Of course, venture capitalists don't realize capital gains on all their investments. Certainly they don't make capital gains of 300 to 500% except on a very limited portion of their total investments. But their intent is to find venture projects with this appreciation potential to make up for investments that aren't successful.

Venture capital is risky due to the difficulty of judging the worth of a business in its early stages.  Therefore, most venture capital firms set rigorous policies for venture proposal size, maturity of the seeking company, management of the seeking company, and "something special" in the plan that is submitted. They also have rigorous evaluation procedures to reduce risks, since their investments are unprotected in the event of failure.

3. Size of the Venture Proposal.
Most venture capital firms are interested in investment projects requiring an investment of $500,000 to $5,000,000.  Projects requiring under $500,000 are of limited interest because of the high cost of investigation and administration; however, some venture capital firms will consider smaller proposals if the investment is intriguing enough.
The typical venture capital firm receives over 400 proposals a year. Probably 90% of these will be rejected quickly because they don't fit the established geographical, technical or market area policies of the firm - or because they have been poorly prepared.
The remaining 10% are carefully investigated. These investigations are expensive. Firms may hire consultants to evaluate the product, particularly when it is the result of innovation or is technologically complex. The market size and competitive position of the company are analyzed by contacts with present and potential customers, suppliers, and others. Production costs are reviewed. The financial condition of the company is confirmed by an auditor. The legal form and registration of the business are checked. Most importantly, the character and competence of the management are evaluated by the venture capital firm, normally via a thorough background check.

These preliminary investigations may cost a venture firm between $2,000 and $3,000 per company investigated. They result in perhaps ten to fifteen proposals of interest. Then, second investigations, more thorough and more expensive than the first, reduce the number of proposals under consideration to only three or four. Eventually, the firm invests in one or two of these.
Most venture capital firms' investment interest is limited to projects proposed by companies with some operating history, even though they may not yet have shown a profit. Companies that can expand into a new product line or a new market with additional funds are particularly interesting. The venture capital firm can provide funds to enable such companies to grow in a spurt rather than gradually as they would on retained earnings.
Companies that are just starting or that have serious financial difficulties may interest some venture capitalists, if the potential for significant gain over the long run can be identified and assessed.  If the venture firm has already extended its portfolio to a large risk concentration, they may be reluctant to invest in these areas because of increased risk of loss.
Although most venture capital firms will not consider a great many proposals from start-up companies, there are a small number of venture firms that will do "start-up" financing. The small firm that has a well thought-out plan and can demonstrate that its management group has an outstanding record (even if it is with other companies) has a decided edge in acquiring this kind of seed capital.
Most venture capital firms concentrate primarily on the competence and character of the management.

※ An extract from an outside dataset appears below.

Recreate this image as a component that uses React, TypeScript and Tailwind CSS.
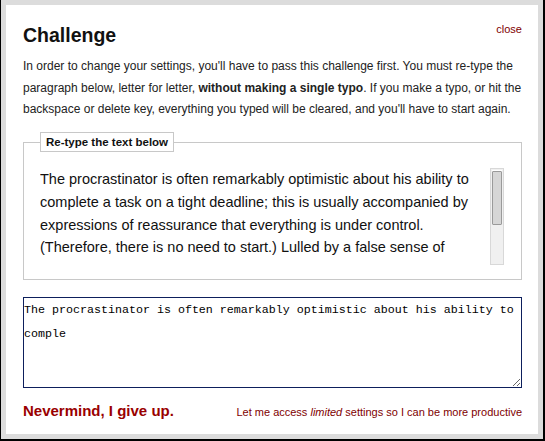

They feel that even mediocre products can be successfully manufactured, promoted, and distributed by an experienced, energetic management group.
They look for a group that is able to work together easily and productively, especially under conditions of stress from temporary reversals and competition problems. Obviously, analysis of managerial skill is difficult. A partner or senior executive of a venture capital firm normally spends at least a week at the offices of a company being considered, talking with and observing the management to estimate their competence and character.

Venture capital firms usually require that the company under consideration have a complete management group. Each of the important functional areas product design, marketing, production, finance, and control - must be under the direction of a trained, experienced member of the group. Responsibilities must be clearly assigned. And, in addition to a thorough understanding of the industry, each member of the management team must be firmly committed to the company and its future.
Next in importance to the excellence of the management group, most venture capital firms seek a distinctive element in the strategy or product/market/process position of the company. This distinctive element may be a new feature of the product or process or a particular skill or technical competence of the management. But it must exist. It must provide a competitive advantage.